Six Approaches to Creating an Enterprise Cyber Intelligence Program

Josh Ray | Jul 30, 2014

According to the Verisign 2014 Cyber Threats and Trends Report, cyber intelligence has matured from an industry buzzword to a formal discipline, which has implications for vendors and security leaders.  As few as seven years ago, cyber-threat intelligence was the purview of a small handful of practitioners, limited mostly to only the best-resourced organizations—primarily financial institutions that faced large financial losses due to cyber crime—and defense and intelligence agencies involved in computer network operations. Fast forward to today, and just about every business, large and small, is dependent on the Internet in some way for day-to-day operations, making cyber intelligence a critical component of a successful business plan. That said, there are a wide variety of ways organizations can go about creating a cyber intelligence program.

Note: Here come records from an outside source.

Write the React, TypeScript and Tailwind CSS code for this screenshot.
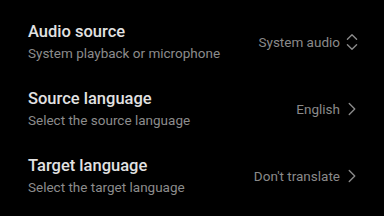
import { ChevronRight, ChevronsUpDown } from 'lucide-react';

type SettingRowProps = {
  title: string;
  subtitle: string;
  value: string;
  kind: 'select' | 'link';
};

const SettingRow = ({ title, subtitle, value, kind }: SettingRowProps) => {
  return (
    <div className="flex h-[67px] items-center justify-between pl-7 pr-[21px]">
      <div className="flex flex-col gap-[3px]">
        <div className="text-[16.5px] font-medium leading-[20px] text-[#e2e2e2]">{title}</div>
        <div className="text-[13.5px] leading-[16px] text-[#8c8c8c]">{subtitle}</div>
      </div>
      <div className="flex items-center gap-[1px] text-[#8a8a8a]">
        <span className="text-[13.5px] leading-[16px]">{value}</span>
        {kind === 'select' ? (
          <ChevronsUpDown size={22} strokeWidth={1.5} />
        ) : (
          <ChevronRight size={22} strokeWidth={1.5} />
        )}
      </div>
    </div>
  );
};

const App = () => {
  return (
    <div className="h-[216px] w-[384px] overflow-hidden bg-black pt-[8px] font-['Roboto',sans-serif]">
      <SettingRow title="Audio source" subtitle="System playback or microphone" value="System audio" kind="select" />
      <SettingRow title="Source language" subtitle="Select the source language" value="English" kind="link" />
      <SettingRow title="Target language" subtitle="Select the target language" value="Don't translate" kind="link" />
    </div>
  );
};

export default App;
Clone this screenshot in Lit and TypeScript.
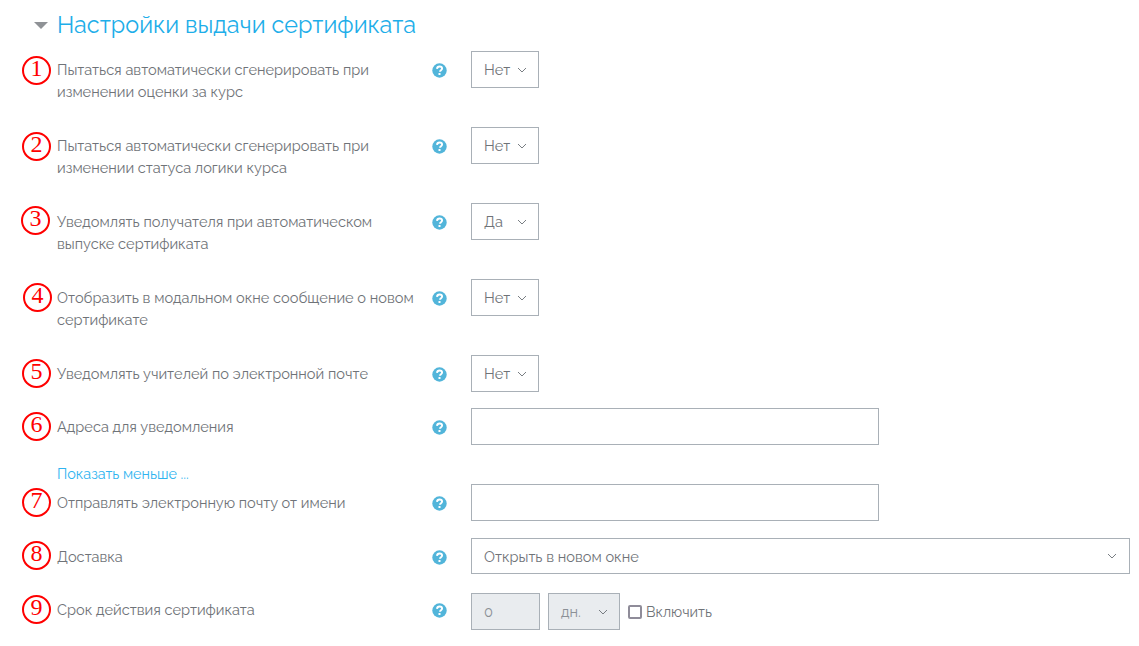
import { LitElement, html, css, svg } from "lit";
import { customElement } from "lit/decorators.js";

type Row = {
  n: number; left: number; top: number; label: string[]; kind: string; value?: string; h: number; gap: number;
};

const rows: Row[] = [
  { n: 1, left: -12, top: 5, label: ["Пытаться автоматически сгенерировать при", "изменении оценки за курс"], kind: "sel", value: "Нет", h: 37, gap: 24 },
  { n: 2, left: -12, top: 5, label: ["Пытаться автоматически сгенерировать при", "изменении статуса логики курса"], kind: "sel", value: "Нет", h: 37, gap: 24 },
  { n: 3, left: -13, top: 3, label: ["Уведомлять получателя при автоматическом", "выпуске сертификата"], kind: "sel", value: "Да", h: 37, gap: 24 },
  { n: 4, left: -11, top: 4, label: ["Отобразить в модальном окне сообщение о новом", "сертификате"], kind: "sel", value: "Нет", h: 37, gap: 24 },
  { n: 5, left: -12, top: 4, label: ["Уведомлять учителей по электронной почте"], kind: "sel", value: "Нет", h: 37, gap: 16 },
  { n: 6, left: -12, top: 4, label: ["Адреса для уведомления"], kind: "input", h: 37, gap: 0 },
];
const rows2: Row[] = [
  { n: 7, left: -12, top: 4, label: ["Отправлять электронную почту от имени"], kind: "input", h: 37, gap: 17 },
  { n: 8, left: -12, top: 3, label: ["Доставка"], kind: "wide", value: "Открыть в новом окне", h: 36, gap: 19 },
  { n: 9, left: -12, top: 2, label: ["Срок действия сертификата"], kind: "dur", h: 37, gap: 0 },
];

const chevron = svg`<svg class="chev" width="10" height="6" viewBox="0 0 10 6"><path d="M1 1l4 4 4-4" fill="none" stroke="#6a6f75" stroke-width="0.9"/></svg>`;
const help = html`<svg class="help" width="15" height="15" viewBox="0 0 15 15"><circle cx="7.5" cy="7.5" r="7.2" fill="#52b5da"/><path d="M5 5.9c.1-1.6 1.2-2.4 2.6-2.4s2.5.8 2.5 2.1c0 1.7-2.1 1.7-2.1 3.2" fill="none" stroke="#fff" stroke-width="1.9"/><rect x="6.5" y="10" width="2" height="2" fill="#fff"/></svg>`;

@customElement("app-root")
export class AppRoot extends LitElement {
  static styles = css`
    :host { display: block; width: 1139px; height: 646px; background: #fff; overflow: hidden; font-family: "Raleway", "Lato", "Open Sans", sans-serif; color: #6f7378; font-size: 14.6px; }
    .wrap { padding: 9px 9px 0 34px; }
    .legend { display: flex; align-items: center; gap: 9px; height: 32px; margin-bottom: 10px; }
    .tri { width: 0; height: 0; border-left: 7px solid transparent; border-right: 7px solid transparent; border-top: 7px solid #8f9296; }
    h2 { margin: 0; font-weight: 400; font-size: 23.36px; color: #1eaee9; line-height: 32px; }
    .row { position: relative; display: grid; grid-template-columns: 375px 39px 1fr; padding-left: 23px; }
    .label { line-height: 22px; padding-top: 8px; white-space: nowrap; }
    .hcell { padding-top: 12px; line-height: 0; }
    .row.dur .label { padding-top: 6px; }
    .row.dur .hcell { padding-top: 10px; }
    .help { display: block; }
    .ctl { display: flex; gap: 8px; align-items: flex-start; }
    .box { box-sizing: border-box; border: 1px solid #a9b0b7; background: #fff; display: flex; align-items: center; height: 100%; padding: 0 12px; }
    .sel { width: 68px; justify-content: space-between; padding-right: 11px; }
    .input { width: 408px; }
    .wide { width: 659px; justify-content: space-between; padding-right: 12px; }
    .dis { background: #e9ecef; color: #8b9096; }
    .num { width: 69px; }
    .unit { width: 72px; justify-content: space-between; padding-right: 11px; }
    .check { display: flex; align-items: center; gap: 4px; height: 100%; font-size: 14.3px; }
    .cb { box-sizing: border-box; width: 14px; height: 14px; border: 2px solid #8f8c99; border-radius: 2px; background: #fff; }
    .more { padding-left: 23px; height: 39px; display: flex; align-items: flex-end; line-height: 21px; color: #2fb4f0; font-size: 14.4px; }
    .badge { position: absolute; box-sizing: border-box; width: 29px; height: 29px; border: 2px solid #f00; border-radius: 50%; color: #f00; background: #fff; font-family: "Liberation Serif", serif; font-size: 24px; line-height: 20px; text-align: center; }
  `;

  private control(r: Row) {
    const s = `height:${r.h}px`;
    if (r.kind === "sel") return html`<div class="ctl" style=${s}><div class="box sel"><span>${r.value}</span>${chevron}</div></div>`;
    if (r.kind === "input") return html`<div class="ctl" style=${s}><div class="box input"></div></div>`;
    if (r.kind === "wide") return html`<div class="ctl" style=${s}><div class="box wide"><span>${r.value}</span>${chevron}</div></div>`;
    return html`<div class="ctl" style=${s}>
      <div class="box dis num">0</div>
      <div class="box dis unit"><span>дн.</span>${chevron}</div>
      <div class="check"><span class="cb"></span><span>Включить</span></div>
    </div>`;
  }

  private row(r: Row) {
    return html`<div class="row ${r.kind}" style="margin-bottom:${r.gap}px">
      <div class="badge" style="left:${r.left}px;top:${r.top}px">${r.n}</div>
      <div class="label">${r.label.map((l) => html`<div>${l}</div>`)}</div>
      <div class="hcell">${help}</div>
      ${this.control(r)}
    </div>`;
  }

  render() {
    return html`<div class="wrap">
      <div class="legend"><span class="tri"></span><h2>Настройки выдачи сертификата</h2></div>
      ${rows.map((r) => this.row(r))}
      <div class="more"><a>Показать меньше ...</a></div>
      ${rows2.map((r) => this.row(r))}
    </div>`;
  }
}
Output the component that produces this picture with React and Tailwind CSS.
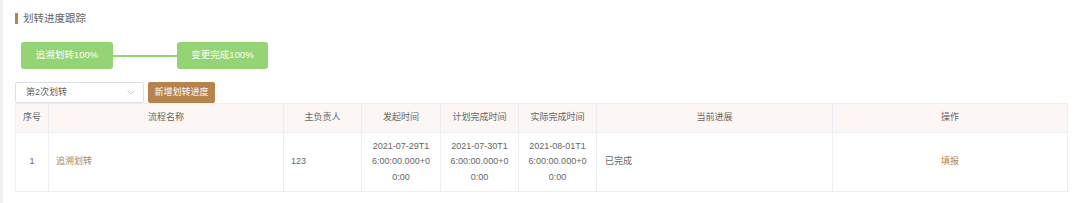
import React from "react";

const font = { fontFamily: '"Liberation Sans", "Noto Sans CJK SC", sans-serif' };

const cols = [33, 235, 78, 79, 78, 78, 236, 235];
const headers = ["序号", "流程名称", "主负责人", "发起时间", "计划完成时间", "实际完成时间", "当前进展", "操作"];

export default function App() {
  return (
    <div className="w-[1080px] h-[203px] flex bg-white overflow-hidden" style={font}>
      <div className="w-[3px] bg-[#eef0f3] shrink-0" />
      <div className="flex-1 flex flex-col pl-[12px] pr-[10px]">
        <div className="h-[36px] flex items-center pt-[1px]">
          <div className="w-[3px] h-[11px] bg-[#b5834b]" />
          <span className="ml-[5px] text-[10.5px] text-[#666]">划转进度跟踪</span>
        </div>
        <div className="mt-[6px] ml-[6px] flex items-center h-[27px]">
          <div className="w-[92px] h-[27px] rounded-[3px] bg-[#95d475] text-white text-[9.5px] flex items-center justify-center">追溯划转100%</div>
          <div className="w-[64px] h-[2px] bg-[#95d475]" />
          <div className="w-[91px] h-[27px] rounded-[3px] bg-[#95d475] text-white text-[9.5px] flex items-center justify-center">变更完成100%</div>
        </div>
        <div className="mt-[13px] flex items-center gap-[4px] h-[21px]">
          <div className="w-[129px] h-[21px] border border-[#dcdfe6] rounded-[2px] flex items-center justify-between pl-[10px] pr-[8px] text-[9px] text-[#606266]">
            <span>第2次划转</span>
            <svg width="8" height="5" viewBox="0 0 8 5" fill="none"><path d="M0.5 0.5 L4 4 L7.5 0.5" stroke="#c0c4cc" strokeWidth="0.9" /></svg>
          </div>
          <div className="w-[67px] h-[21px] rounded-[2px] bg-[#b5834b] text-white text-[9px] flex items-center justify-center">新增划转进度</div>
        </div>
        <table className="table-fixed border-collapse w-[1052px] text-[9px] text-[#666]">
          <colgroup>
            {cols.map((w, i) => (
              <col key={i} style={{ width: w }} />
            ))}
          </colgroup>
          <thead>
            <tr className="h-[29px] bg-[#fcf7f5]">
              {headers.map((h) => (
                <th key={h} className="border border-[#ebeef5] font-normal text-center px-[4px]">{h}</th>
              ))}
            </tr>
          </thead>
          <tbody>
            <tr className="h-[59px]">
              <td className="border border-[#ebeef5] text-center">1</td>
              <td className="border border-[#ebeef5] pl-[7px] text-[#b5834b]">追溯划转</td>
              <td className="border border-[#ebeef5] pl-[7px]">123</td>
              {["2021-07-29T16:00:00.000+00:00", "2021-07-30T16:00:00.000+00:00", "2021-08-01T16:00:00.000+00:00"].map((d) => (
                <td key={d} className="border border-[#ebeef5] text-center px-[9px] break-all leading-[15.3px]">{d}</td>
              ))}
              <td className="border border-[#ebeef5] pl-[8px]">已完成</td>
              <td className="border border-[#ebeef5] text-center text-[#b5834b]">填报</td>
            </tr>
          </tbody>
        </table>
      </div>
    </div>
  );
}
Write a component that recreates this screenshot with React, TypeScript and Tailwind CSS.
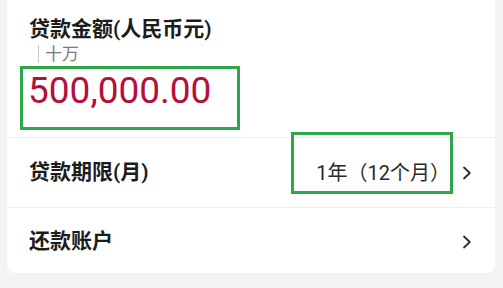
import React from 'react';

function Chevron() {
  return (
    <svg width="10" height="14" viewBox="0 0 10 14" fill="none" className="shrink-0">
      <path d="M2 1.5 L7.8 7 L2 12.5" stroke="#2b2b2b" strokeWidth="1.8" strokeLinecap="round" strokeLinejoin="round" />
    </svg>
  );
}

export default function App() {
  const font = { fontFamily: 'Roboto, "Noto Sans CJK SC", sans-serif' };

  return (
    <div className="w-[503px] h-[288px] bg-[#f3f3f3] pl-[7px] pr-[8px] overflow-hidden" style={font}>
      <div className="bg-white rounded-b-lg h-[273px] flex flex-col">
        {/* 贷款金额 */}
        <div className="h-[137px] flex flex-col pt-[15px] pl-[22px]">
          <div className="text-[21px] leading-[28px] font-semibold text-[#1c1c1c]">贷款金额(人民币元)</div>
          <div className="mt-[2px] h-[18px] flex items-center pl-[9px]">
            <span className="w-px h-[18px] bg-[#c8c8c8]" />
            <span className="ml-[6px] text-[17px] leading-[18px] text-[#7a7a7a]">十万</span>
          </div>
          <div className="mt-[3px] -ml-[9px] w-[220px] h-[64px] border-[3px] border-[#2ea64a] pl-[5px] pt-[4px]">
            <span className="block text-[37px] leading-[36px] text-[#b3113b]">500,000.00</span>
          </div>
        </div>
        <div className="h-px bg-[#efefef]" />

        {/* 贷款期限 */}
        <div className="relative h-[69px] flex items-center pl-[22px] pr-[23px]">
          <span className="text-[21px] font-semibold text-[#1c1c1c]">贷款期限(月)</span>
          <span className="ml-auto text-[20px] text-[#2a2a2a]">1年（12个月）</span>
          <span className="ml-[12px]"><Chevron /></span>
          <div className="absolute left-[284px] top-[-6px] w-[162px] h-[62px] border-[3px] border-[#2ea64a]" />
        </div>
        <div className="h-px bg-[#efefef]" />

        {/* 还款账户 */}
        <div className="flex-1 flex items-center pl-[22px] pr-[23px] pt-[3px]">
          <span className="text-[21px] font-semibold text-[#1c1c1c]">还款账户</span>
          <span className="ml-auto"><Chevron /></span>
        </div>
      </div>
    </div>
  );
}
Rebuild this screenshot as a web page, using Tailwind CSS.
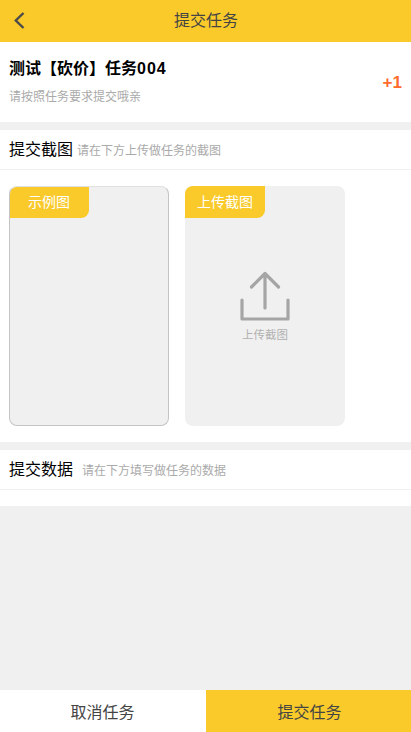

I have the unique opportunity to speak with clients and partners on this topic from a variety of different industries as a part of my support for Verisign’s Intelligence-Driven Security program. I’d like to share some pragmatic tactical and strategic approaches to sourcing and applying cyber intelligence that I have gleaned through these activities and my own experience. The following is a brief overview of six approaches, along with key considerations that can help organizations of all types create a cyber intelligence program, build and align to a desired strategy, and create frameworks that -- if executed properly -- can become a defensive force multiplier.

The first two approaches deal with getting back to the basics in determining your program’s desired level of maturity and strategic focus.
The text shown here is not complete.